━━━━━ DATA SECTION ━━━━━

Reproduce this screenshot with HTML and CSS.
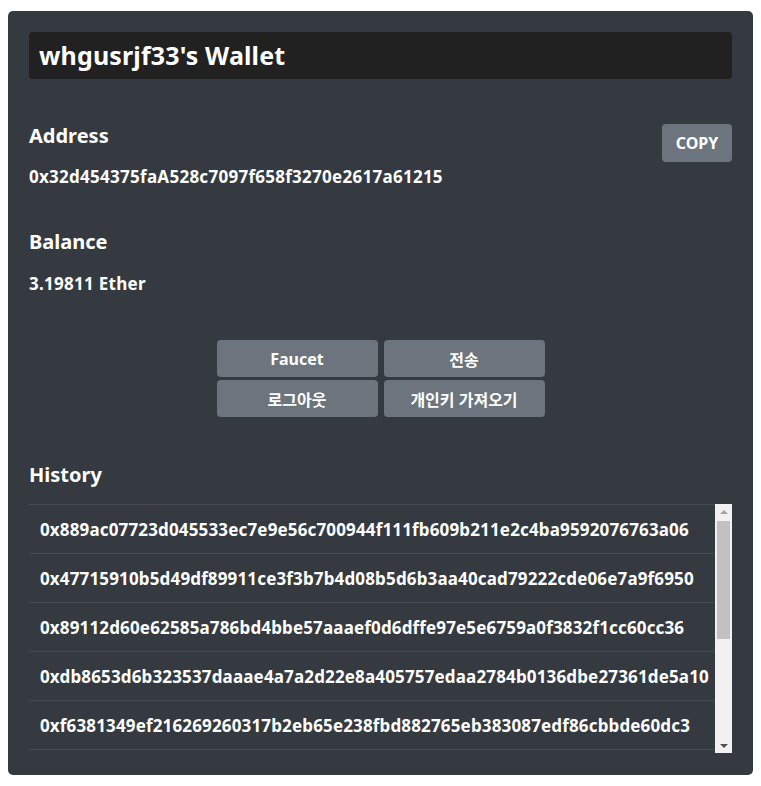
FILE: index.html
```html
<!DOCTYPE html>
<html lang="ko">
<head>
<meta charset="utf-8">
<title>Wallet</title>
<link rel="stylesheet" href="styles.css">
</head>
<body>
<div class="card">
  <div class="title-box"><h1 class="title">whgusrjf33's Wallet</h1></div>

  <section class="section address">
    <div class="section-head">
      <h2 class="label">Address</h2>
      <button class="btn copy">COPY</button>
    </div>
    <p class="value">0x32d454375faA528c7097f658f3270e2617a61215</p>
  </section>

  <section class="section balance">
    <h2 class="label">Balance</h2>
    <p class="value">3.19811 Ether</p>
  </section>

  <div class="actions">
    <button class="btn action">Faucet</button>
    <button class="btn action">전송</button>
    <button class="btn action">로그아웃</button>
    <button class="btn action">개인키 가져오기</button>
  </div>

  <section class="history">
    <h2 class="label">History</h2>
    <div class="scroll-box">
      <ul class="tx-list">
        <li class="tx">0x889ac07723d045533ec7e9e56c700944f111fb609b211e2c4ba9592076763a06</li>
        <li class="tx">0x47715910b5d49df89911ce3f3b7b4d08b5d6b3aa40cad79222cde06e7a9f6950</li>
        <li class="tx">0x89112d60e62585a786bd4bbe57aaaef0d6dffe97e5e6759a0f3832f1cc60cc36</li>
        <li class="tx">0xdb8653d6b323537daaae4a7a2d22e8a405757edaa2784b0136dbe27361de5a10</li>
        <li class="tx">0xf6381349ef216269260317b2eb65e238fbd882765eb383087edf86cbbde60dc3</li>
      </ul>
      <div class="scrollbar" aria-hidden="true">
        <span class="sb-arrow sb-up"></span>
        <span class="sb-track"><span class="sb-thumb"></span></span>
        <span class="sb-arrow sb-down"></span>
      </div>
    </div>
  </section>
</div>
</body>
</html>
```

FILE: styles.css
```css
* { box-sizing: border-box; }

html, body {
  margin: 0;
  padding: 0;
  background: #ffffff;
}

body {
  font-family: "Noto Sans", "Noto Sans CJK KR", sans-serif;
  font-weight: 700;
  color: #ffffff;
}

.card {
  margin: 11px 8px 0;
  padding: 21px 21px 22px;
  background: #343a40;
  border-radius: 5px;
}

.title-box {
  height: 47px;
  background: #212121;
  border-radius: 4px;
  padding: 0 10px;
  display: flex;
  align-items: center;
}

.title {
  margin: 0;
  font-size: 25px;
  line-height: 1;
  font-weight: 700;
  letter-spacing: 0.15px;
}

.section {
  margin-top: 45px;
}

.section-head {
  display: flex;
  justify-content: space-between;
  align-items: flex-start;
}

.label {
  margin: 0;
  font-size: 20px;
  line-height: 24px;
  font-weight: 700;
}

.value {
  margin: 20px 0 0;
  font-size: 17px;
  line-height: 20px;
  letter-spacing: 0.27px;
}

.address .value { margin-top: 5px; }

.btn {
  font-family: inherit;
  font-weight: 700;
  color: #ffffff;
  background: #6c757d;
  border: 0;
  border-radius: 4px;
  padding: 0;
  cursor: pointer;
}

.copy {
  width: 70px;
  height: 38px;
  font-size: 16px;
}

.balance { margin-top: 43px; }

.actions {
  margin: 46px auto 0;
  width: 328px;
  display: grid;
  grid-template-columns: 161px 161px;
  column-gap: 6px;
  row-gap: 3px;
}

.action {
  height: 37px;
  font-size: 16px;
}

.history {
  margin-top: 46px;
}

.scroll-box {
  margin-top: 17px;
  height: 249px;
  display: flex;
}

.tx-list {
  flex: 1;
  list-style: none;
  margin: 0;
  padding: 0;
  overflow: hidden;
  border-top: 1px solid #454d55;
}

.tx {
  height: 49px;
  padding: 0 11px;
  display: flex;
  align-items: center;
  font-size: 17px;
  letter-spacing: 0.15px;
  border-bottom: 1px solid #454d55;
  white-space: nowrap;
}

.scrollbar {
  width: 17px;
  background: #f1f1f1;
  display: flex;
  flex-direction: column;
}

.sb-arrow {
  height: 15px;
  display: flex;
  align-items: center;
  justify-content: center;
}

.sb-arrow::before {
  content: "";
  width: 0;
  height: 0;
  border-left: 4px solid transparent;
  border-right: 4px solid transparent;
}

.sb-up::before { border-bottom: 4px solid #a3a3a3; }
.sb-down::before { border-top: 4px solid #505050; }

.sb-track {
  flex: 1;
  padding: 2px 2px 0;
}

.sb-thumb {
  display: block;
  height: 118px;
  background: #c1c1c1;
}
```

━━━━━

### REQUIREMENTS
Transcribe the full listing above exactly, with the images removed.

### OUTPUT BELOW
Reproduce this screenshot with HTML and CSS.
FILE: index.html
```html
<!DOCTYPE html>
<html lang="ko">
<head>
<meta charset="utf-8">
<title>Wallet</title>
<link rel="stylesheet" href="styles.css">
</head>
<body>
<div class="card">
  <div class="title-box"><h1 class="title">whgusrjf33's Wallet</h1></div>

  <section class="section address">
    <div class="section-head">
      <h2 class="label">Address</h2>
      <button class="btn copy">COPY</button>
    </div>
    <p class="value">0x32d454375faA528c7097f658f3270e2617a61215</p>
  </section>

  <section class="section balance">
    <h2 class="label">Balance</h2>
    <p class="value">3.19811 Ether</p>
  </section>

  <div class="actions">
    <button class="btn action">Faucet</button>
    <button class="btn action">전송</button>
    <button class="btn action">로그아웃</button>
    <button class="btn action">개인키 가져오기</button>
  </div>

  <section class="history">
    <h2 class="label">History</h2>
    <div class="scroll-box">
      <ul class="tx-list">
        <li class="tx">0x889ac07723d045533ec7e9e56c700944f111fb609b211e2c4ba9592076763a06</li>
        <li class="tx">0x47715910b5d49df89911ce3f3b7b4d08b5d6b3aa40cad79222cde06e7a9f6950</li>
        <li class="tx">0x89112d60e62585a786bd4bbe57aaaef0d6dffe97e5e6759a0f3832f1cc60cc36</li>
        <li class="tx">0xdb8653d6b323537daaae4a7a2d22e8a405757edaa2784b0136dbe27361de5a10</li>
        <li class="tx">0xf6381349ef216269260317b2eb65e238fbd882765eb383087edf86cbbde60dc3</li>
      </ul>
      <div class="scrollbar" aria-hidden="true">
        <span class="sb-arrow sb-up"></span>
        <span class="sb-track"><span class="sb-thumb"></span></span>
        <span class="sb-arrow sb-down"></span>
      </div>
    </div>
  </section>
</div>
</body>
</html>
```

FILE: styles.css
```css
* { box-sizing: border-box; }

html, body {
  margin: 0;
  padding: 0;
  background: #ffffff;
}

body {
  font-family: "Noto Sans", "Noto Sans CJK KR", sans-serif;
  font-weight: 700;
  color: #ffffff;
}

.card {
  margin: 11px 8px 0;
  padding: 21px 21px 22px;
  background: #343a40;
  border-radius: 5px;
}

.title-box {
  height: 47px;
  background: #212121;
  border-radius: 4px;
  padding: 0 10px;
  display: flex;
  align-items: center;
}

.title {
  margin: 0;
  font-size: 25px;
  line-height: 1;
  font-weight: 700;
  letter-spacing: 0.15px;
}

.section {
  margin-top: 45px;
}

.section-head {
  display: flex;
  justify-content: space-between;
  align-items: flex-start;
}

.label {
  margin: 0;
  font-size: 20px;
  line-height: 24px;
  font-weight: 700;
}

.value {
  margin: 20px 0 0;
  font-size: 17px;
  line-height: 20px;
  letter-spacing: 0.27px;
}

.address .value { margin-top: 5px; }

.btn {
  font-family: inherit;
  font-weight: 700;
  color: #ffffff;
  background: #6c757d;
  border: 0;
  border-radius: 4px;
  padding: 0;
  cursor: pointer;
}

.copy {
  width: 70px;
  height: 38px;
  font-size: 16px;
}

.balance { margin-top: 43px; }

.actions {
  margin: 46px auto 0;
  width: 328px;
  display: grid;
  grid-template-columns: 161px 161px;
  column-gap: 6px;
  row-gap: 3px;
}

.action {
  height: 37px;
  font-size: 16px;
}

.history {
  margin-top: 46px;
}

.scroll-box {
  margin-top: 17px;
  height: 249px;
  display: flex;
}

.tx-list {
  flex: 1;
  list-style: none;
  margin: 0;
  padding: 0;
  overflow: hidden;
  border-top: 1px solid #454d55;
}

.tx {
  height: 49px;
  padding: 0 11px;
  display: flex;
  align-items: center;
  font-size: 17px;
  letter-spacing: 0.15px;
  border-bottom: 1px solid #454d55;
  white-space: nowrap;
}

.scrollbar {
  width: 17px;
  background: #f1f1f1;
  display: flex;
  flex-direction: column;
}

.sb-arrow {
  height: 15px;
  display: flex;
  align-items: center;
  justify-content: center;
}

.sb-arrow::before {
  content: "";
  width: 0;
  height: 0;
  border-left: 4px solid transparent;
  border-right: 4px solid transparent;
}

.sb-up::before { border-bottom: 4px solid #a3a3a3; }
.sb-down::before { border-top: 4px solid #505050; }

.sb-track {
  flex: 1;
  padding: 2px 2px 0;
}

.sb-thumb {
  display: block;
  height: 118px;
  background: #c1c1c1;
}
```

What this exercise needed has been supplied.